Would your potential biography be chronological, or specific highlights, or one key aspect, such as determination or honesty?

From your research and interest you want to choose which slant you want to share about your subject and how to shape it. What pattern looks the most interesting?

If you were writing a book on transportation, would you only include all transportation with wheels or only bicycles or only a particular kind of bicycle? How could that fit into a story about the history of bicycles?

For the next four weeks we’ll look at the specific magazine article styles. Choose four main points to consider for your topic as you do the action step below.

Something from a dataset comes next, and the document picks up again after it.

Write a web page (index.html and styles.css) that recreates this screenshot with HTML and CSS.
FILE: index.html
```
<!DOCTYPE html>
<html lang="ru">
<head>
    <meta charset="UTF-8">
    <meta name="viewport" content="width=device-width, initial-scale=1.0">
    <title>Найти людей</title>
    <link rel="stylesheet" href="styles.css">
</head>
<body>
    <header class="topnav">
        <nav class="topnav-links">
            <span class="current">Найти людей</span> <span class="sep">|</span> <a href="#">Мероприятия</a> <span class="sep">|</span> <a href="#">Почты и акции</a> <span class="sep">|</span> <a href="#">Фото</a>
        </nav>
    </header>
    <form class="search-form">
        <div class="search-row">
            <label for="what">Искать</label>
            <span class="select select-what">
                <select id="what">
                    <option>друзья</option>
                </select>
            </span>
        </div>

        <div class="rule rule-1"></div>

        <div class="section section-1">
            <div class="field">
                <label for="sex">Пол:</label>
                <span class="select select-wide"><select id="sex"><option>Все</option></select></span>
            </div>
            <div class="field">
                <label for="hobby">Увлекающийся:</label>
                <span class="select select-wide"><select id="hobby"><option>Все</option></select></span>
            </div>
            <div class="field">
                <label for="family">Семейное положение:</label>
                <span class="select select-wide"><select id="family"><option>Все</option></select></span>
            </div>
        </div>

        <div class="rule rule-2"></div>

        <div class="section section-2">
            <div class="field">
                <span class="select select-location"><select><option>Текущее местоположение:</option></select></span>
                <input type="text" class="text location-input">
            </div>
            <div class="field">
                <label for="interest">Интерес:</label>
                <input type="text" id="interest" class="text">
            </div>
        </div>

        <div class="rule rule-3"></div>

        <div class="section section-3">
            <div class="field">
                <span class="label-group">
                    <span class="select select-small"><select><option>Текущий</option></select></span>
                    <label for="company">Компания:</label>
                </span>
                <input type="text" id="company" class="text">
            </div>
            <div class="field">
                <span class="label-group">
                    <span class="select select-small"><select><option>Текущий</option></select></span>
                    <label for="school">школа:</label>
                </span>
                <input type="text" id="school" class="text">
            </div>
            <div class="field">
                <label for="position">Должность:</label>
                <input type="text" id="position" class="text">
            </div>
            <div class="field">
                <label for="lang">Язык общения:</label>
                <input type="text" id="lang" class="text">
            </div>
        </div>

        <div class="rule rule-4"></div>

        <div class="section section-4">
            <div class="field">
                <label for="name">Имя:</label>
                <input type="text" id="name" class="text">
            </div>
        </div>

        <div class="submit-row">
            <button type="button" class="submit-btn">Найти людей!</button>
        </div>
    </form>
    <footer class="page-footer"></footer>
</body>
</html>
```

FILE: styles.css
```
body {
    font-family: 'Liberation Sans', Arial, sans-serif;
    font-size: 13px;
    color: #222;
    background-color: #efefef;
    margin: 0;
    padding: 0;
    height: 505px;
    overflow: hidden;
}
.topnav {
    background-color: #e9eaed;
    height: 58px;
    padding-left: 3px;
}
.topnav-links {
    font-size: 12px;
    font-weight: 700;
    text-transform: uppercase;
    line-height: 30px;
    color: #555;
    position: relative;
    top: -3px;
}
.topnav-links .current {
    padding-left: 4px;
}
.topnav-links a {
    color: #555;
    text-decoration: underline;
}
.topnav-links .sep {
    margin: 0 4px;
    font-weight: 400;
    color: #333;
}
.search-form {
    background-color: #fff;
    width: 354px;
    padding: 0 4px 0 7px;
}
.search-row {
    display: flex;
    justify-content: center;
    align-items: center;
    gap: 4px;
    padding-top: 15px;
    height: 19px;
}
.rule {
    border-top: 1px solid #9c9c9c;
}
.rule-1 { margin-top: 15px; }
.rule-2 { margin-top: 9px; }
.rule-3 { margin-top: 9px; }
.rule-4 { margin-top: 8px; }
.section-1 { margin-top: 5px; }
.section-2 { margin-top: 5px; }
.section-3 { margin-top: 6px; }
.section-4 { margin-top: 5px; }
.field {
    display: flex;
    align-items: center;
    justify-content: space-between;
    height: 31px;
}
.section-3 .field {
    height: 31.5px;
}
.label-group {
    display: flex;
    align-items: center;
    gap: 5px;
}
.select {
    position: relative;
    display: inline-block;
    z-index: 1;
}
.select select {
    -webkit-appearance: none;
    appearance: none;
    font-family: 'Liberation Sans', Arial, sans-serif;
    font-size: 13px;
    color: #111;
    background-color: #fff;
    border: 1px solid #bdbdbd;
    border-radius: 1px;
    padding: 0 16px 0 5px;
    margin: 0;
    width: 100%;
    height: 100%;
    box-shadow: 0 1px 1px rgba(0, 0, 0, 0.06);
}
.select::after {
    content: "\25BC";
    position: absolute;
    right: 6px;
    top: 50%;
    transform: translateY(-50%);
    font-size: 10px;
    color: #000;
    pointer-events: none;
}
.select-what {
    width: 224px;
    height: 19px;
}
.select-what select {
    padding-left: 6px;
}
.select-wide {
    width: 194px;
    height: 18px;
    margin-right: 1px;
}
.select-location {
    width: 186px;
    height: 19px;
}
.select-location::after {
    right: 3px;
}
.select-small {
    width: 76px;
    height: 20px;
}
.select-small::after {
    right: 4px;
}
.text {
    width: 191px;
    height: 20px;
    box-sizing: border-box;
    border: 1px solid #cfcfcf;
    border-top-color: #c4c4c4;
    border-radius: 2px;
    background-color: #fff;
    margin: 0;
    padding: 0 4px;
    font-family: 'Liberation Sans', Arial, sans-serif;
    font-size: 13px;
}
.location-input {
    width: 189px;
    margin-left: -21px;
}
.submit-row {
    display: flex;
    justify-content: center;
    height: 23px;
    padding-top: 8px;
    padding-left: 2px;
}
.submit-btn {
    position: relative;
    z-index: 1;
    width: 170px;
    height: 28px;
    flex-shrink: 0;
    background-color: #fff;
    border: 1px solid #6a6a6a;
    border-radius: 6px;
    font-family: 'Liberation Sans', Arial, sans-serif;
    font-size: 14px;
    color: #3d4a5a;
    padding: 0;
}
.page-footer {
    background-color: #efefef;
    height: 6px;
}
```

Also begin now to consider and experiment with your tone of choice. Articles and essays sometimes land under the same categories, but they do have a subtle difference that is defined by your primary purpose and audience again. Articles lean towards information delivery and an objective voice. Essays are often more subjective in attitude and explorative in presentation.

Action Steps:

            Viking Children’s Books listed their interest in these topics in the edition of Children’s Writer’s and Illustrator’s Market 2017.
            “NONFICTION All levels: biography, concept, history, multicultural, music/dance, nature/environment, science and sports.”

1. Under which category do you think your subject would fit best? Why?

2. Suppose you have a biographical topic that represents a musician that falls into both music and multicultural. Which category do you think should be the primary focus?

3. Look up their catalogue and see if they already have books on your person, and/or someone similar in topic. Or a series? Is there a pattern? A missing space you could fill?

4. If you have a particular magazine you are interesting in submitting to, read several issues and note whether they lean towards an article style or an essay style of tone and voice.

Share: What primary category has your attention? Why?